» **WRITTEN REQUEST**
Select the lines that contain "components" and copy each of them.

◆ ◆ ◆

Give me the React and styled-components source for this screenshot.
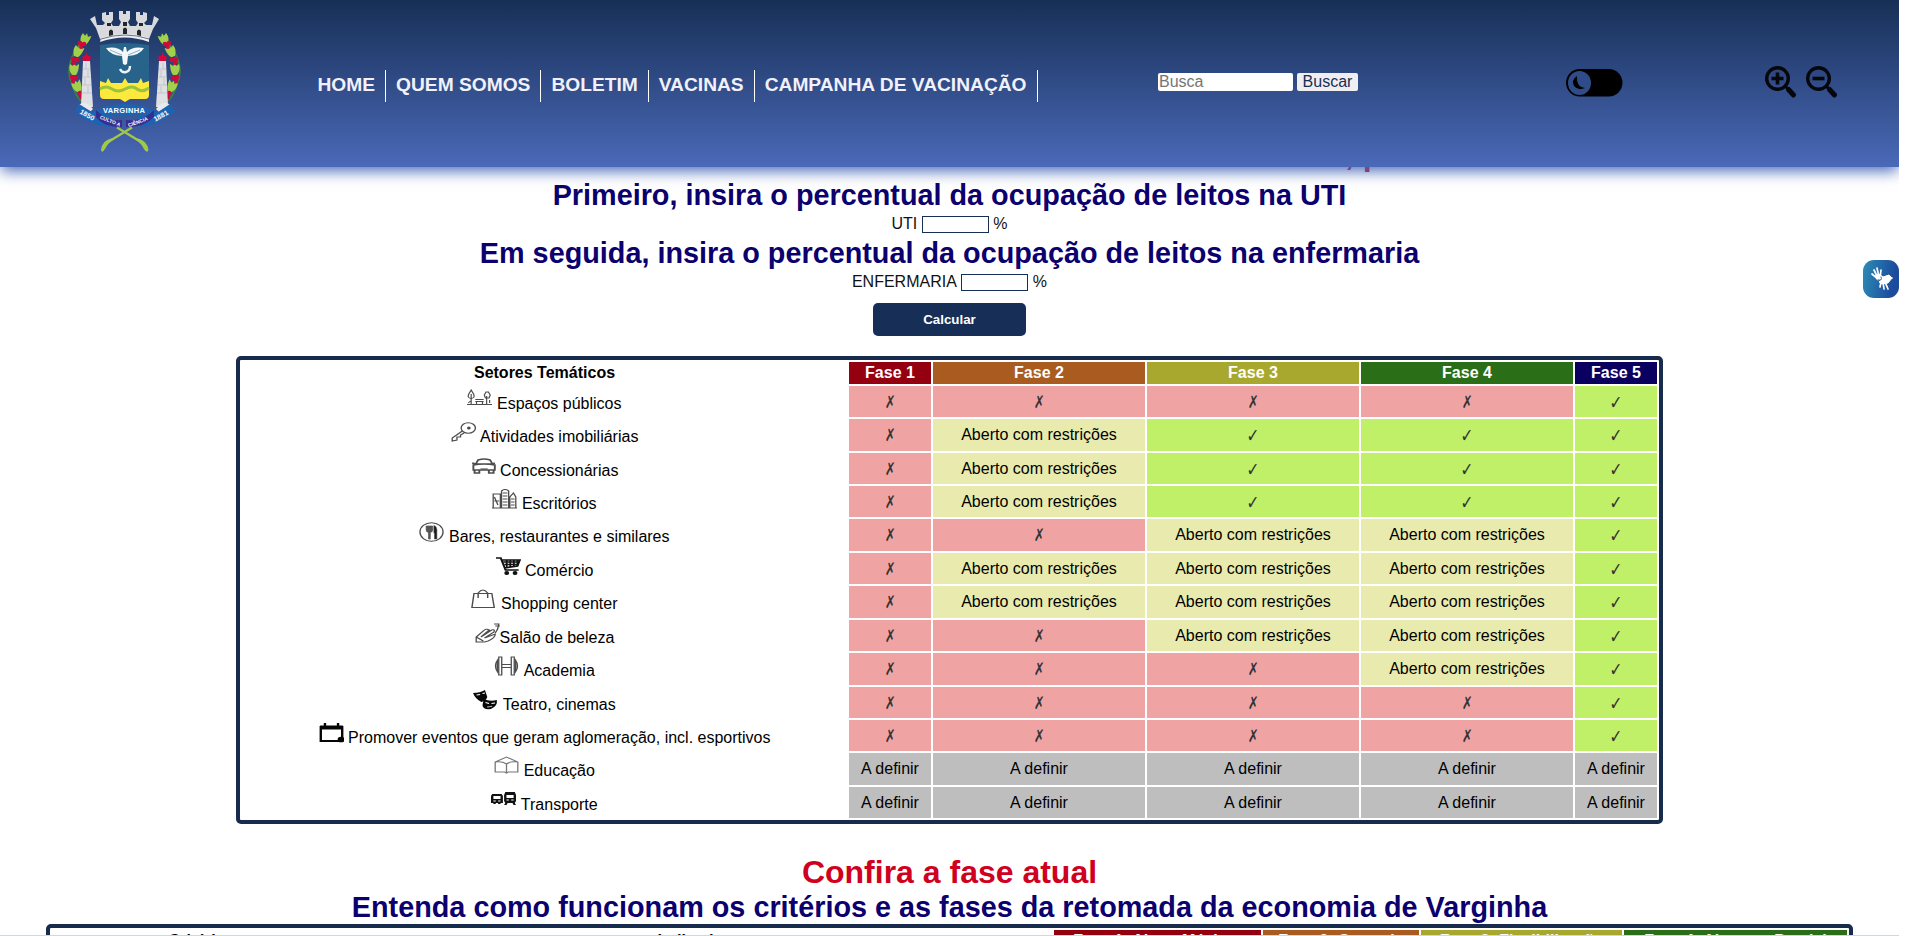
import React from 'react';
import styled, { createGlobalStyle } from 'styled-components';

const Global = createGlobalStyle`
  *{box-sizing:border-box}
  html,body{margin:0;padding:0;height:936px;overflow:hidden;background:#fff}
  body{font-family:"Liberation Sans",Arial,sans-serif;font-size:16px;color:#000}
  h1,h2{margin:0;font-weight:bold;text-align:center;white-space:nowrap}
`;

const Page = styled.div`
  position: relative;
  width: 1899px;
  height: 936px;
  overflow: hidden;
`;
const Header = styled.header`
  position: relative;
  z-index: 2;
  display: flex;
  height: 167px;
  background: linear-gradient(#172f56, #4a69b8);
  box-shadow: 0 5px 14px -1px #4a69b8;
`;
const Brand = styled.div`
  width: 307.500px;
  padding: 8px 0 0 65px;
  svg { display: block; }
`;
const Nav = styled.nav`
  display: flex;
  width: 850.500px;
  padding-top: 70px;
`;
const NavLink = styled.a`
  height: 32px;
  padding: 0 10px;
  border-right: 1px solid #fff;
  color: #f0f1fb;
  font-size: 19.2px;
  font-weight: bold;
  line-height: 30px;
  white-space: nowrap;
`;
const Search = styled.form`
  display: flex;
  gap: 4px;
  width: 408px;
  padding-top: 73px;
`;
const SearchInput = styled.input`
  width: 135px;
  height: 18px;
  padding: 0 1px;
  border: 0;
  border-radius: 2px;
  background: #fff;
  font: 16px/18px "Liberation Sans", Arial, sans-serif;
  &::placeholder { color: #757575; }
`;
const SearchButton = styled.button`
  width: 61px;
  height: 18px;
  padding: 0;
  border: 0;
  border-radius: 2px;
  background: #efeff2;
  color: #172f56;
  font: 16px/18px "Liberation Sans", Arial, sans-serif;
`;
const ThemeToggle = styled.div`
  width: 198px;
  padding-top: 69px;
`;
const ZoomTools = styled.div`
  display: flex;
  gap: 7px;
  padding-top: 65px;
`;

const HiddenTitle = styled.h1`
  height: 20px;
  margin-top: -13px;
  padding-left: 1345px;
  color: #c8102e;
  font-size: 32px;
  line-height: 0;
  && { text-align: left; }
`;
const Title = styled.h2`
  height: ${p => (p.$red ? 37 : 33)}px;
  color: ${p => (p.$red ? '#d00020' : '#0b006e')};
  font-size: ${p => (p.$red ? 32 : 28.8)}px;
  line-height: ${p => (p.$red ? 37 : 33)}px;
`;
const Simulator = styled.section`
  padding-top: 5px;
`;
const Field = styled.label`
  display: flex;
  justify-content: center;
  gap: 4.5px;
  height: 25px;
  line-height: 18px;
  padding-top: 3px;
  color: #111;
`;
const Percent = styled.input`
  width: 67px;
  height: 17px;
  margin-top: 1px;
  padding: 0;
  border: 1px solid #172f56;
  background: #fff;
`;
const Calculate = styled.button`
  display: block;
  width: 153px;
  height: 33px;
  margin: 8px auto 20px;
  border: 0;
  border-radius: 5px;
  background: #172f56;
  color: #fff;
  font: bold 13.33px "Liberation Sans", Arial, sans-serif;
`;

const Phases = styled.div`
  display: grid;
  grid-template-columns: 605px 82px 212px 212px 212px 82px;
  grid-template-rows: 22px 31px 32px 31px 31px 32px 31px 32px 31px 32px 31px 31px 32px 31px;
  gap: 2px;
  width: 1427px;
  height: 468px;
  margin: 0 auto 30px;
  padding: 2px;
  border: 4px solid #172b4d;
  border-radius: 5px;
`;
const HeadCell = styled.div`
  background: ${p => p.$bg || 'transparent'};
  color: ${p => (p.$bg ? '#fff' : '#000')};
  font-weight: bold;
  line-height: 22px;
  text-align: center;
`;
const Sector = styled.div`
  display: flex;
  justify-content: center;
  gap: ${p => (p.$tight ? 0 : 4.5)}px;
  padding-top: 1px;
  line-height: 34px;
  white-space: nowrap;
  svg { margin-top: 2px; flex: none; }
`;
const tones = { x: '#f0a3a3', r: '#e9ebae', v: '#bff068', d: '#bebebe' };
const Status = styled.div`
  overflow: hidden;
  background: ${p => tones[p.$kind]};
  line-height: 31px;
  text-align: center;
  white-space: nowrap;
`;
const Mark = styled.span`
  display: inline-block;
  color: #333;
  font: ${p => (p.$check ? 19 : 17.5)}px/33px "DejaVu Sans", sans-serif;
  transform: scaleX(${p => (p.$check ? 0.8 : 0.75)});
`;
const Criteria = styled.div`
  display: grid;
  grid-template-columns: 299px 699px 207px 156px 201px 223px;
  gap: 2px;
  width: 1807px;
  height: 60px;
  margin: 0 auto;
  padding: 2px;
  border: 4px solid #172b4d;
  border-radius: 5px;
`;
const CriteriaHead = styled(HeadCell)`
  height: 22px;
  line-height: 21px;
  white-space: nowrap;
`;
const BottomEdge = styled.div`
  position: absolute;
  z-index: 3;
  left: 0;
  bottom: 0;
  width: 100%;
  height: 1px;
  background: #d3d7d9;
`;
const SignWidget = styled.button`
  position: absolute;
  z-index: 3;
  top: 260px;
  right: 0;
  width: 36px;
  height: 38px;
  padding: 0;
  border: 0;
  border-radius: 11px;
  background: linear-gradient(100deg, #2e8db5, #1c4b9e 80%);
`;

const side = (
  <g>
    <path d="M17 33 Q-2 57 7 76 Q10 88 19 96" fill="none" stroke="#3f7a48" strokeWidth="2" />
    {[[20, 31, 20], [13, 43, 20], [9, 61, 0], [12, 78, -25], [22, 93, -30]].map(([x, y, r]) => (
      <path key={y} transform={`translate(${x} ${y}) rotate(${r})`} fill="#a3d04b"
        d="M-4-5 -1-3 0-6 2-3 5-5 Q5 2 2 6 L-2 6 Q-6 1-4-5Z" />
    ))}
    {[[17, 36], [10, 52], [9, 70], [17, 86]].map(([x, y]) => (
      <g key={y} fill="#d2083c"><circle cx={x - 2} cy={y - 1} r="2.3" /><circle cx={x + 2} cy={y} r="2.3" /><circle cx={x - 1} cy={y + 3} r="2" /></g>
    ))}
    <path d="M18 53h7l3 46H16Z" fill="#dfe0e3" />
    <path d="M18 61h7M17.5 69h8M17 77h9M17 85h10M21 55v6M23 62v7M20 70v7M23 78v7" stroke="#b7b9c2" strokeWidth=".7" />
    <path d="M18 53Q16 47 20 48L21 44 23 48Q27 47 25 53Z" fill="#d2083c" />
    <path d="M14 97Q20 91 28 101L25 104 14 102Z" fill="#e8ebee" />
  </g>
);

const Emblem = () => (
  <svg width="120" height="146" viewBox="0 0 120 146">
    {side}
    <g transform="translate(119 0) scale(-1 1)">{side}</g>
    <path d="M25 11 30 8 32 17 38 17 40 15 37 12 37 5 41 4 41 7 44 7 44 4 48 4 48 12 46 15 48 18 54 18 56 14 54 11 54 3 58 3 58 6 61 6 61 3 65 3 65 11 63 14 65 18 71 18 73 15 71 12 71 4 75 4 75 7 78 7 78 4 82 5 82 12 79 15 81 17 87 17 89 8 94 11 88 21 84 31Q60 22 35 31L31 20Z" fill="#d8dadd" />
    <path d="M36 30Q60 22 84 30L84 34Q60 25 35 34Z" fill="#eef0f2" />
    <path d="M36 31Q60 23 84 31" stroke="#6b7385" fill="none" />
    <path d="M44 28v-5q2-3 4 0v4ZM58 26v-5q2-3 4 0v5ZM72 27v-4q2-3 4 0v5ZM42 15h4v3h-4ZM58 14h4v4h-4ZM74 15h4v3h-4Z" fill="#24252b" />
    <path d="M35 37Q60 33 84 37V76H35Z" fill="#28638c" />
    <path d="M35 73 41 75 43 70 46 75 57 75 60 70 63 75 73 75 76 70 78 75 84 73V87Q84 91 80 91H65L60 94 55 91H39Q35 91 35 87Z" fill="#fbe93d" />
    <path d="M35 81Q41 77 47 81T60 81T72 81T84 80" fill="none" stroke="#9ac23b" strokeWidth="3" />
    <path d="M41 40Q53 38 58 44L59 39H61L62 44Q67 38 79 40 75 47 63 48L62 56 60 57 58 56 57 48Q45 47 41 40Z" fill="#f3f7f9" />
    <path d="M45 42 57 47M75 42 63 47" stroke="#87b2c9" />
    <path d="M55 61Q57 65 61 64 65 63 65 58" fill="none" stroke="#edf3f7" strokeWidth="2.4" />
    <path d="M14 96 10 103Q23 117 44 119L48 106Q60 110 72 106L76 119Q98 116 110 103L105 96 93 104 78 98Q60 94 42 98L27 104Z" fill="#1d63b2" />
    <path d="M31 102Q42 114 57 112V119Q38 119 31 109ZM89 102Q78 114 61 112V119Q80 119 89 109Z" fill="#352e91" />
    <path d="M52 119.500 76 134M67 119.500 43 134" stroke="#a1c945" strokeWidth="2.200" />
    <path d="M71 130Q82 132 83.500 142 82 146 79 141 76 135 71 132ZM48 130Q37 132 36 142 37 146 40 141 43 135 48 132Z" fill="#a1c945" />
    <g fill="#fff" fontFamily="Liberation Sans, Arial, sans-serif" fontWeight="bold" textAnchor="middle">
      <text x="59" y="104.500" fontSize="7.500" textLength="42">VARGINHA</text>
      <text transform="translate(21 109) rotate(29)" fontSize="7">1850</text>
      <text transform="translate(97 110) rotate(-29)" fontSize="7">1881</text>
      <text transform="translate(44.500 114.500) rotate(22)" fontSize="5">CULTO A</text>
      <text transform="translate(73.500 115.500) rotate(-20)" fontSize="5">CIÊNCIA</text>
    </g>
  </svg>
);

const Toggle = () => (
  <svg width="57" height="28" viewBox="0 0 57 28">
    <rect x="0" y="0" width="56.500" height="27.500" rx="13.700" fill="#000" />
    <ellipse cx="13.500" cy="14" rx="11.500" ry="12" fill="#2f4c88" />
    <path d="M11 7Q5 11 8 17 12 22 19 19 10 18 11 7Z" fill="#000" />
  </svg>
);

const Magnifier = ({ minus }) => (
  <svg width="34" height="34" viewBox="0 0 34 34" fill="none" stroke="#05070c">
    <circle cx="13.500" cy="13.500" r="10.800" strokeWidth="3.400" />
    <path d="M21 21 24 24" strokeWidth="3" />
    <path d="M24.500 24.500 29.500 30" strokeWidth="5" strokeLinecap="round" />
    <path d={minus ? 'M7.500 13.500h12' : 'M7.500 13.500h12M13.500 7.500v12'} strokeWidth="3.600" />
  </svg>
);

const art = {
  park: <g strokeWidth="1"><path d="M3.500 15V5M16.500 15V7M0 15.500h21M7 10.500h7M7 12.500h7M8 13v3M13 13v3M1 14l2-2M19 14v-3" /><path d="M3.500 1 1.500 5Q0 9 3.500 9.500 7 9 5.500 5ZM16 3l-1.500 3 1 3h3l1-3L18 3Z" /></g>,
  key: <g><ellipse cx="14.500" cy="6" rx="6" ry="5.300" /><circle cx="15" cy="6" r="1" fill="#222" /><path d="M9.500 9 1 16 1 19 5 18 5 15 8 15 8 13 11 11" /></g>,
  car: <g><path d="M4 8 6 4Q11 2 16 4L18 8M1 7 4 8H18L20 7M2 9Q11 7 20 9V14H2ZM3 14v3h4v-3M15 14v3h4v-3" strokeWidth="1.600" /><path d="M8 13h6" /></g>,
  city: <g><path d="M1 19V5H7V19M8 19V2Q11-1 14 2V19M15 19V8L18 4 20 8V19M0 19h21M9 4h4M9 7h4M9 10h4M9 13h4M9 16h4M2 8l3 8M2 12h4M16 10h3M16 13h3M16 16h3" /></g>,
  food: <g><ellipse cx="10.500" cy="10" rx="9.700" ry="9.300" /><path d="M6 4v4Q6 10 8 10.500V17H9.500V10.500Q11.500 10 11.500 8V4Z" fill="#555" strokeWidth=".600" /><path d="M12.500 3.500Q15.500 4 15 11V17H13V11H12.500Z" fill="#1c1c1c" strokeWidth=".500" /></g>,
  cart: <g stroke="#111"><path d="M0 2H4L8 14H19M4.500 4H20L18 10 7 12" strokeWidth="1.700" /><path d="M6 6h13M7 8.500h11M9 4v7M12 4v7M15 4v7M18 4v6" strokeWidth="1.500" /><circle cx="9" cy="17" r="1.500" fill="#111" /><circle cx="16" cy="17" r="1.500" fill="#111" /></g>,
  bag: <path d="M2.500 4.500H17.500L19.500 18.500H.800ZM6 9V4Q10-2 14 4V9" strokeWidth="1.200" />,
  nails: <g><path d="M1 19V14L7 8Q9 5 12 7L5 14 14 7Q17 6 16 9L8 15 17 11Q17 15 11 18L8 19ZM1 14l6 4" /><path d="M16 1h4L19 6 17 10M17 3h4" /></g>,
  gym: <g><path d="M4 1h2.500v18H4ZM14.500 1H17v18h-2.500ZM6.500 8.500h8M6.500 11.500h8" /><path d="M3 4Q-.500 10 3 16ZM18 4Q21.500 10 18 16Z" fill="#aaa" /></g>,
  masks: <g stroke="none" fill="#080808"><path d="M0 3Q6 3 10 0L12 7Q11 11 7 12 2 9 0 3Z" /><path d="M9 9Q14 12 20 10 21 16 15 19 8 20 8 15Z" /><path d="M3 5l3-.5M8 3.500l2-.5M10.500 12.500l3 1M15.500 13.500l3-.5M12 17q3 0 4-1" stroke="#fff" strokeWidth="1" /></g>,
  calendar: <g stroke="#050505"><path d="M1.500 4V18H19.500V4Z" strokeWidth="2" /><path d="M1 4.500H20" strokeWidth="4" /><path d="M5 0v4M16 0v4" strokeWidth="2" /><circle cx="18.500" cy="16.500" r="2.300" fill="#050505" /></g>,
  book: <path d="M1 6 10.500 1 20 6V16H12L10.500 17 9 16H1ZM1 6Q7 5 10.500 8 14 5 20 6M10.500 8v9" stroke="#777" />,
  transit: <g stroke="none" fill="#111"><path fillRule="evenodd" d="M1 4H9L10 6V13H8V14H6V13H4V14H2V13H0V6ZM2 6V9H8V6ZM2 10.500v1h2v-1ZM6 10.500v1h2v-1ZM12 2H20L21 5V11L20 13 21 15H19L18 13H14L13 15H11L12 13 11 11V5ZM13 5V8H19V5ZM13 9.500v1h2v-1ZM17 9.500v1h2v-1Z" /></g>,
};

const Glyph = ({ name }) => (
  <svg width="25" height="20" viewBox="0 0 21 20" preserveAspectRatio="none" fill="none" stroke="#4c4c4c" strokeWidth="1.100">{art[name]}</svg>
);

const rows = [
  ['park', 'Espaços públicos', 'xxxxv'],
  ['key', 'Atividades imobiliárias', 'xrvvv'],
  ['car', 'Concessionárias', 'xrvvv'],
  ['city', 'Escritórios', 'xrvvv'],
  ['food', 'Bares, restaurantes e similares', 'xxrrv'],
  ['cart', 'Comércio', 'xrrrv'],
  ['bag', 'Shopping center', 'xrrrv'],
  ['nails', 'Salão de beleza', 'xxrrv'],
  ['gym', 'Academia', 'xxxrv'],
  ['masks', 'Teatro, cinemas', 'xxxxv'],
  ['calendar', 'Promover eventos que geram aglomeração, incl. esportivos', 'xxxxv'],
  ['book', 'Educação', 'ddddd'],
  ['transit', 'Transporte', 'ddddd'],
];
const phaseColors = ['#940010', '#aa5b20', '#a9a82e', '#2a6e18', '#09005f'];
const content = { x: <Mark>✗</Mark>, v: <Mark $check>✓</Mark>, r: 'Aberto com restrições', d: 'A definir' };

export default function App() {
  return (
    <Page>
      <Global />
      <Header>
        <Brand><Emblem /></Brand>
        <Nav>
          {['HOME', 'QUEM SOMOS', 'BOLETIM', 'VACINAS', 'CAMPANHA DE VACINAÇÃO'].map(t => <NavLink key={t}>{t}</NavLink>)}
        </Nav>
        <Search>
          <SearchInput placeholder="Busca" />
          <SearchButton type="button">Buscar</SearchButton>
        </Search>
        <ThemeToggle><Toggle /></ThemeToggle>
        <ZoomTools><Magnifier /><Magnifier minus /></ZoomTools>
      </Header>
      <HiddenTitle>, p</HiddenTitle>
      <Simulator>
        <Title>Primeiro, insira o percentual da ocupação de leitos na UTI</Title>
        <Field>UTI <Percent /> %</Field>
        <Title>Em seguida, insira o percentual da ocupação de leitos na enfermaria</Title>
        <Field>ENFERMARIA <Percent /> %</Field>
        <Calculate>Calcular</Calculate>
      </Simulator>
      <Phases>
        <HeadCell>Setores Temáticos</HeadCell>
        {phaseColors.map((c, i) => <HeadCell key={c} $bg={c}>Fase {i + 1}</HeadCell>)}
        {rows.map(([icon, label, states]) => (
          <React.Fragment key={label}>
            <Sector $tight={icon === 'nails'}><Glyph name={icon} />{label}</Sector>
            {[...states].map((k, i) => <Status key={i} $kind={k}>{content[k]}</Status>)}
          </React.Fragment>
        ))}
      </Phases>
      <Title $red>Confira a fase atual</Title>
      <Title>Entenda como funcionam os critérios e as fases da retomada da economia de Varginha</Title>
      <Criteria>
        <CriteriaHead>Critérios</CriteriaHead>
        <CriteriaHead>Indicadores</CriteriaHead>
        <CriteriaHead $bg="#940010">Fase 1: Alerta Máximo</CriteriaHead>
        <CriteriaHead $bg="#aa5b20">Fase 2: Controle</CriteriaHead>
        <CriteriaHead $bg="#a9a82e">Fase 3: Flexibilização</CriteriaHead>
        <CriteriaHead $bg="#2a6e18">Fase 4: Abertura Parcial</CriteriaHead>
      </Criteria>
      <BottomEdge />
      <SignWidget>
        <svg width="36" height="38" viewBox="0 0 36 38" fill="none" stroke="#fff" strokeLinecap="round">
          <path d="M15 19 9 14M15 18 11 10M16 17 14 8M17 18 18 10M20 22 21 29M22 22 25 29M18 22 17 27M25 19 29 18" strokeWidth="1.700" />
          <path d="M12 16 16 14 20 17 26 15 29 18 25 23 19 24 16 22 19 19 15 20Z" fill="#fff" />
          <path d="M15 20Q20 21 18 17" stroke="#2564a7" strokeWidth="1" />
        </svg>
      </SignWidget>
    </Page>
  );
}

◆ ◆ ◆

» **OUTPUT FOR THIS EXERCISE**
Give me the React and styled-components source for this screenshot.
import styled, { createGlobalStyle } from 'styled-components';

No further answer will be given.